Avec toutes ces tractations en cours, ne pensez-vous pas que l’on s’achemine vers une recomposition politique à l’issue de ces prochaines Législatives ?
La recomposition politique est en cours. Elle est même irréversible. Car il faut des changements radicaux et une lisibilité du jeu politique. On ne peut plus être dans des alliances que rien ne justifie, ni le parcours historique ni l’idéologie. Aujourd’hui, on ne comprend plus rien dans les coalitions qui se nouent. Ce sont des frustrés, des gens qui ont une revanche ou qui ne supportent pas d’avoir été dépassés dans leur parcours par le Président Macky Sall qui pensent qu’aujourd’hui, tous les moyens sont bons pour le faire tomber. Ce n’est pas comme cela qu’on fait de la politique. Un projet politique se construit au quotidien. Il faut que le Président resserre sa majorité et que sa coalition s’ouvre aux Sénégalais qui veulent l’accompagner en faisant cap exclusivement sur les intérêts des populations. Il faut aujourd’hui une sérénité dans l’abordage des questions du côté du pouvoir. La préoccupation, ce n’est pas l’opposition, ce n’est pas la neutralisation. Nous avons aujourd’hui une opposition faible, qui ne porte pas une alternative.

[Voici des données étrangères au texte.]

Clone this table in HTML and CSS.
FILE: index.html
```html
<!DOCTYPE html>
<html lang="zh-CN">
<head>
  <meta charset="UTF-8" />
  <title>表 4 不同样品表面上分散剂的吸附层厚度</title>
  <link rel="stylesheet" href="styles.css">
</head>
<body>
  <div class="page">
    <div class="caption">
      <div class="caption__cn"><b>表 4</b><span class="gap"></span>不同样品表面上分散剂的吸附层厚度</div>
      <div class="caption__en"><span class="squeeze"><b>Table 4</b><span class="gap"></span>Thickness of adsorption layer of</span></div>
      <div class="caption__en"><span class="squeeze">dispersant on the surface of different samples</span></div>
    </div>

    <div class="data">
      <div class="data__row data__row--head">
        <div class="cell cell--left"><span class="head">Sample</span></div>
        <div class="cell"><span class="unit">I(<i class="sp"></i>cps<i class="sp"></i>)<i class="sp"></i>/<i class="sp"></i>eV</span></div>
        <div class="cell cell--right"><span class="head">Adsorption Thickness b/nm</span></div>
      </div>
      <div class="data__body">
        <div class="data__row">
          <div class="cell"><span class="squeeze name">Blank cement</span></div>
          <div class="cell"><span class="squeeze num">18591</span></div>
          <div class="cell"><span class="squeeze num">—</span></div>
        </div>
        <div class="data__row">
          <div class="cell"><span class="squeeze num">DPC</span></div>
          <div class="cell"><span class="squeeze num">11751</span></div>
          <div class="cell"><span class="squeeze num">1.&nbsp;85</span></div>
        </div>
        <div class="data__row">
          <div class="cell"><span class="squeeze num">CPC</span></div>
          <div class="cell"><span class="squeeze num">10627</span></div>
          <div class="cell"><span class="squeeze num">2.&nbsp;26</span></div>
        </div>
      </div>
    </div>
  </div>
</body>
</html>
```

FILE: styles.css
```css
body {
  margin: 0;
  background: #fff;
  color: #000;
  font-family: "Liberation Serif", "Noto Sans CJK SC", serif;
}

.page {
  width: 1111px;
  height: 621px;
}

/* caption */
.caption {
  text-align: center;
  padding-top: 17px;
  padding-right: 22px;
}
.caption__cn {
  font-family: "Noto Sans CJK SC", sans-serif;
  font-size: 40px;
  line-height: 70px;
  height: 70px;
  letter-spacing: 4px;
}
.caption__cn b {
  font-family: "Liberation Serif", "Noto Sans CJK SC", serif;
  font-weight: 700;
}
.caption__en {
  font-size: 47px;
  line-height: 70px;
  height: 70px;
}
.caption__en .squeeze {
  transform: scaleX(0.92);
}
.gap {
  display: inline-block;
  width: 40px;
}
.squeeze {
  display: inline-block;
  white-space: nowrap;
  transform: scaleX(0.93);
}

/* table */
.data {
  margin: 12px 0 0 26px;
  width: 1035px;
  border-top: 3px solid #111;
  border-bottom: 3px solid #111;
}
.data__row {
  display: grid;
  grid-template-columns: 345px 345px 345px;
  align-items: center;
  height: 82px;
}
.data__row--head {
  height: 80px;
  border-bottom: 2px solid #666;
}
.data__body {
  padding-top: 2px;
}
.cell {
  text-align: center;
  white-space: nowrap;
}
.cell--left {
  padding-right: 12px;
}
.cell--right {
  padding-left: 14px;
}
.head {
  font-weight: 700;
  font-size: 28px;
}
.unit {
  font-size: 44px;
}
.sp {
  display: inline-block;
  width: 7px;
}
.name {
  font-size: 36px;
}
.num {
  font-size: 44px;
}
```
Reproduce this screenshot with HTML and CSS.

Il faut parler aux Sénégalais. Il faut qu’ils se rendent compte que ce qu’on leur propose est meilleur. Il faut que les Sénégalais qui ne comprennent pas soient mieux sensibilisés. Il faut centrer notre action au quotidien sur la mobilisation des Sénégalais. Mais pour réussir un tel challenge, les responsables de l’Alliance pour la République (APR) doivent comprendre et rester à la hauteur des enjeux en aidant davantage le Président dans ses options politiques d'ouverture et d'élargissement de la base sociologique avec laquelle il est arrivé au pouvoir. A ce titre, les énergies doivent être concentrées sur la massification et l'inscription massive des militants sur les listes électorales en lieu et place des multiples querelles de place et de préséance parfois infantiles et souvent teintées de violences. La compétition est normale en politique mais elle doit être saine, basée sur l’argumentaire et non sur les biceps.